Back when Boris Johnson was editor of this magazine and MP for Henley, I was with him at a Tory party conference in Bournemouth. He was about to speak at a meeting on transport policy. An intern rushed up with some random downloaded pages, having evidently been told to Google ‘transport policy’. Boris grasped the papers, ran his hands through his hair, revved the rhetorical engine, launched into an old gag about how many times his bicycle had been stolen — and brought the house down. His improvisations swooped, soared, hit and missed for a hilarious quarter-hour before the big finish: ‘Jogging along your lovely seafront here in… ah, err, Bournemouth this morning, I came across a padlocked kiosk that bore a sign saying “This kiosk is alarmed”. Ladies and gentlemen, if even the humble seaside kiosk is alarmed, shouldn’t we all be alarmed… about the state of… ah, err… our transport policy!’

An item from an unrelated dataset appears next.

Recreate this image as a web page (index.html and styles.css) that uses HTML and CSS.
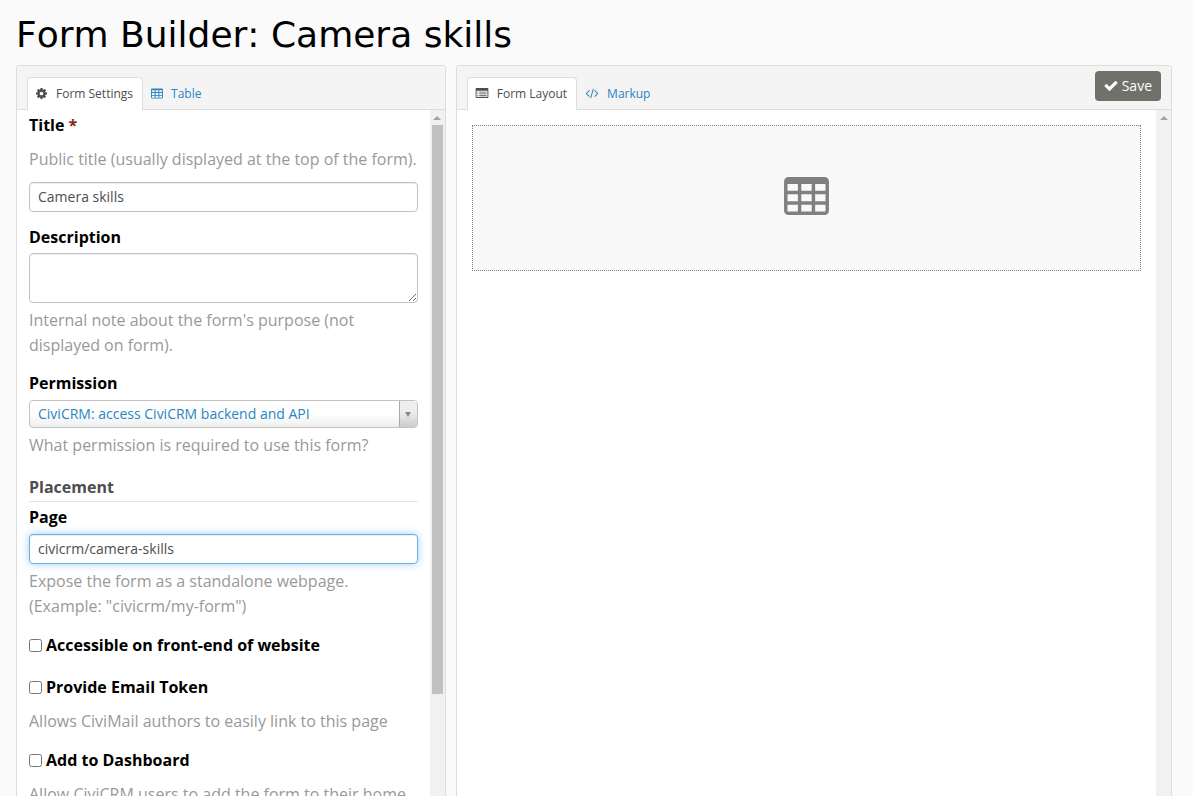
FILE: index.html
```html
<!DOCTYPE html>
<html lang="en">
<head>
<meta charset="utf-8">
<title>Form Builder: Camera skills</title>
<link rel="stylesheet" href="styles.css">
</head>
<body>
<svg class="sprite" aria-hidden="true">
  <symbol id="i-cog" viewBox="128 128 1536 1536"><path d="M1152 896q0-106-75-181t-181-75-181 75-75 181 75 181 181 75 181-75 75-181zm512-109v222q0 12-8 23t-20 13l-185 28q-19 54-39 91 35 50 107 138 10 12 10 25t-9 23q-27 37-99 108t-94 71q-12 0-26-9l-138-108q-44 23-91 38-16 136-29 186-7 28-36 28h-222q-14 0-24.5-8.5t-11.5-21.5l-28-184q-49-16-90-37l-141 107q-10 9-25 9-14 0-25-11-126-114-165-168-7-10-7-23 0-12 8-23 15-21 51-66.5t54-70.5q-27-50-41-99l-183-27q-13-2-21-12.5t-8-23.5v-222q0-12 8-23t19-13l186-28q14-46 39-92-40-57-107-138-10-12-10-24 0-10 9-23 26-36 98.500-107.500t94.500-71.500q13 0 26 10l138 107q44-23 91-38 16-136 29-186 7-28 36-28h222q14 0 24.500 8.500t11.500 21.500l28 184q49 16 90 37l142-107q9-9 24-9 13 0 25 10 129 119 165 170 7 8 7 22 0 12-8 23-15 21-51 66.500t-54 70.500q26 50 41 98l183 28q13 2 21 12.500t8 23.500z"/></symbol>
  <symbol id="i-table" viewBox="0 0 1664 1408"><path fill-rule="evenodd" d="M160 0H1504A160 160 0 0 1 1664 160V1248A160 160 0 0 1 1504 1408H160A160 160 0 0 1 0 1248V160A160 160 0 0 1 160 0ZM128 256V512H512V256ZM640 256V512H1024V256ZM1152 256V512H1536V256ZM128 640V896H512V640ZM640 640V896H1024V640ZM1152 640V896H1536V640ZM128 1024V1280H512V1024ZM640 1024V1280H1024V1024ZM1152 1024V1280H1536V1024Z"/></symbol>
  <symbol id="i-list" viewBox="0 0 14 11"><path fill-rule="evenodd" d="M1 0H13Q14 0 14 1V10Q14 11 13 11H1Q0 11 0 10V1Q0 0 1 0ZM1 3V10H13V3ZM2 4H3V5H2ZM4 4H12V5H4ZM2 6H3V7H2ZM4 6H12V7H4ZM2 8H3V9H2ZM4 8H12V9H4Z"/></symbol>
  <symbol id="i-code" viewBox="0 0 14 12"><path fill="none" stroke="currentColor" stroke-width="1.100" d="M4.200 2.500L.800 6l3.400 3.500M9.800 2.500L13.200 6l-3.400 3.500M8.500 1L5.500 11"/></symbol>
  <symbol id="i-check" viewBox="121 334 1550 1188"><path d="M1671 566q0 40-28 68l-724 724-136 136q-28 28-68 28t-68-28l-136-136-362-362q-28-28-28-68t28-68l136-136q28-28 68-28t68 28l294 295 656-657q28-28 68-28t68 28l136 136q28 28 28 68z"/></symbol>
</svg>
<main class="page">
  <h1 class="page-title">Form Builder: Camera skills</h1>
  <div class="editor">
    <section class="panel">
      <header class="panel-head">
        <nav class="tabs">
          <a class="tab active" href="#settings"><svg class="icon icon-cog"><use href="#i-cog"/></svg>Form Settings</a>
          <a class="tab" href="#table"><svg class="icon icon-table"><use href="#i-table"/></svg>Table</a>
        </nav>
      </header>
      <div class="panel-body">
        <form class="settings" id="settings">
          <label class="label" for="title">Title <span class="required">*</span></label>
          <p class="help above">Public title (usually displayed at the top of the form).</p>
          <input class="control" id="title" type="text" value="Camera skills">

          <label class="label spaced" for="description">Description</label>
          <textarea class="control area" id="description"></textarea>
          <p class="help">Internal note about the form's purpose (not displayed on form).</p>

          <label class="label spaced" for="permission">Permission</label>
          <div class="picker">
            <select class="picker-select" id="permission"><option>CiviCRM: access CiviCRM backend and API</option></select>
            <span class="picker-arrow"></span>
          </div>
          <p class="help">What permission is required to use this form?</p>

          <fieldset class="placement">
            <legend class="legend">Placement</legend>
            <label class="label" for="route">Page</label>
            <input class="control focused" id="route" type="text" value="civicrm/camera-skills">
            <p class="help">Expose the form as a standalone webpage. (Example: "civicrm/my-form")</p>
            <label class="check"><input class="box" type="checkbox">Accessible on front-end of website</label>
            <label class="check"><input class="box" type="checkbox">Provide Email Token</label>
            <p class="help after-check">Allows CiviMail authors to easily link to this page</p>
            <label class="check"><input class="box" type="checkbox">Add to Dashboard</label>
            <p class="help after-check">Allow CiviCRM users to add the form to their home dashboard.</p>
          </fieldset>
        </form>
        <div class="scrollbar"><span class="scroll-up"></span><span class="scroll-thumb"></span></div>
      </div>
    </section>

    <section class="panel">
      <header class="panel-head">
        <nav class="tabs">
          <a class="tab active" href="#layout"><svg class="icon icon-list"><use href="#i-list"/></svg>Form Layout</a>
          <a class="tab" href="#markup"><svg class="icon icon-code"><use href="#i-code"/></svg>Markup</a>
        </nav>
        <button class="save" type="button"><svg class="icon-check"><use href="#i-check"/></svg>Save</button>
      </header>
      <div class="panel-body">
        <div class="canvas" id="layout">
          <div class="block"><svg class="icon-block"><use href="#i-table"/></svg></div>
        </div>
        <div class="scrollbar"><span class="scroll-up"></span></div>
      </div>
    </section>
  </div>
</main>
</body>
</html>
```
FILE: styles.css
```css
* { box-sizing: border-box; }

body {
  margin: 0;
  background: #fafafa;
  color: #000;
  font: 16px/25px "Open Sans", sans-serif;
}

svg { display: block; fill: currentColor; }
.sprite { display: none; }

.page {
  display: flex;
  flex-direction: column;
  height: 100vh;
  padding: 0 21px 0 16px;
  overflow: hidden;
}

.page-title {
  flex: none;
  margin: 0;
  padding: 14px 0 9px;
  font: 400 36px/42px Verdana, "DejaVu Sans", sans-serif;
  font-kerning: none;
}

.editor {
  flex: 1;
  display: grid;
  grid-template-columns: 3fr 5fr;
  gap: 10px;
  min-height: 0;
}

.panel {
  display: flex;
  flex-direction: column;
  min-width: 0;
  min-height: 0;
  background: #fff;
  border: 1px solid #ddd;
  border-bottom: 0;
  border-radius: 4px 4px 0 0;
}

.panel-head {
  flex: none;
  display: flex;
  justify-content: space-between;
  height: 44px;
  padding: 0 10px;
  background: #f4f4f4;
  border-bottom: 1px solid #ddd;
  border-radius: 3px 3px 0 0;
}

.tabs { display: flex; align-items: flex-end; margin-bottom: -1px; }

.tab {
  display: flex;
  align-items: center;
  gap: 8px;
  height: 33px;
  padding: 0 9px 2px 7px;
  border: 1px solid transparent;
  border-bottom: 0;
  border-radius: 4px 4px 0 0;
  color: #2786c2;
  font-size: 12px;
  text-decoration: none;
}

.tab.active { background: #fff; border-color: #ddd; color: #4d4d4d; }

.icon { flex: none; height: 11px; }
.icon-cog { width: 13px; }
.icon-table { width: 12px; }
.icon-list { width: 14px; height: 10px; }
.icon-code { width: 14px; }

.save {
  display: flex;
  align-items: center;
  gap: 4px;
  height: 30px;
  margin-top: 5px;
  padding: 0 9px;
  background: #70716b;
  border: 0;
  border-radius: 4px;
  color: #fff;
  font: 14px/20px "Open Sans", sans-serif;
}
.icon-check { width: 14px; height: 10px; }

.panel-body { flex: 1; display: flex; min-height: 0; overflow: hidden; }

.settings { flex: 1; min-width: 0; padding: 3px 12px 0; }

.label { display: block; font-weight: 700; margin-bottom: 4px; }
.label.spaced { margin: 13px 0 3px; }
.required { color: #8a1f11; }

.help { margin: 5px 0 0; color: #999; }
.help.above { margin: 9px 0 10px; }

.control {
  display: block;
  width: 100%;
  height: 30px;
  padding: 3px 8px 5px;
  background: #fff;
  border: 1px solid #c2c2c2;
  border-radius: 4px;
  box-shadow: inset 0 1px 1px rgba(0, 0, 0, .075);
  color: #4d4d4d;
  font: 14px/20px "Open Sans", sans-serif;
  outline: 0;
}
.control.area { height: 50px; resize: vertical; }
.control.focused {
  border-color: #66afe9;
  box-shadow: inset 0 1px 1px rgba(0, 0, 0, .075), 0 0 8px rgba(102, 175, 233, .6);
}

.picker {
  display: flex;
  height: 28px;
  margin-top: 4px;
  border: 1px solid #c2c2c2;
  border-radius: 4px;
  background: linear-gradient(to top, #eee 0%, #fff 50%);
  overflow: hidden;
}
.picker-select {
  flex: 1;
  min-width: 0;
  padding: 0 8px;
  appearance: none;
  background: transparent;
  border: 0;
  color: #2786c2;
  font: 14px/26px "Open Sans", sans-serif;
}
.picker-arrow {
  display: flex;
  align-items: center;
  justify-content: center;
  width: 18px;
  border-left: 1px solid #aaa;
  background: linear-gradient(to top, #ccc 0%, #eee 60%);
}
.picker-arrow::before {
  content: "";
  border: 3px solid transparent;
  border-top: 5px solid #888;
  border-bottom: 0;
}

.placement { min-width: 0; margin: 17px 0 0; padding: 0; border: 0; }
.legend {
  width: 100%;
  margin-bottom: 3px;
  padding: 0 0 1px;
  border-bottom: 1px solid #e5e5e5;
  color: #4d4d4d;
  font-weight: 700;
}

.check { display: flex; align-items: center; gap: 4px; margin-top: 14px; font-weight: 700; }
.check + .check { margin-top: 17px; }
.box { width: 13px; height: 13px; margin: 0 0 1px; }
.help.after-check { margin-top: 9px; }

.scrollbar {
  flex: none;
  display: flex;
  flex-direction: column;
  align-items: center;
  width: 15px;
  background: #f1f1f1;
}
.scroll-up { height: 15px; padding-top: 6px; }
.scroll-up::before {
  content: "";
  display: block;
  border: 4px solid transparent;
  border-bottom-color: #a3a3a3;
  border-top: 0;
}
.scroll-thumb { width: 11px; height: 83%; background: #c1c1c1; }

.canvas { flex: 1; min-width: 0; padding: 15px; }
.block {
  display: flex;
  align-items: center;
  justify-content: center;
  height: 146px;
  padding-bottom: 4px;
  background: #f9f9f9;
  border: 1px dotted #808080;
  color: #808080;
}
.icon-block { width: 45px; height: 38px; }
```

How the crowd roared. The episode, and the technique behind it, came to mind this week as I tried to make sense of our prime-minister-in-waiting’s campaign pledges, which have been designed to make him sound friendlier to business than was previously thought. His promise to ‘save our high streets’ by ‘immediately unlocking’ a £675 million fund already announced by Philip Hammond was a low-hanging fruit — and less helpful for struggling entrepreneurs than his rival Jeremy Hunt’s wider offer to slash business rates and corporation tax. But it was accompanied by nitty-gritty measures — to curb cash-machine closures and overhaul planning rules that restrict changes of use for commercial premises — that it’s easy to imagine Boris grasping out of the hand of the intern who came up with them seconds before reading them out from the podium.
Then there’s his proposal in the Telegraph this week to give preferential tax treatment to companies that look after their employees’ mental health; apart from a couple of brushstrokes about Churchill’s ‘Black Dog’, that one didn’t sound like Boris at all.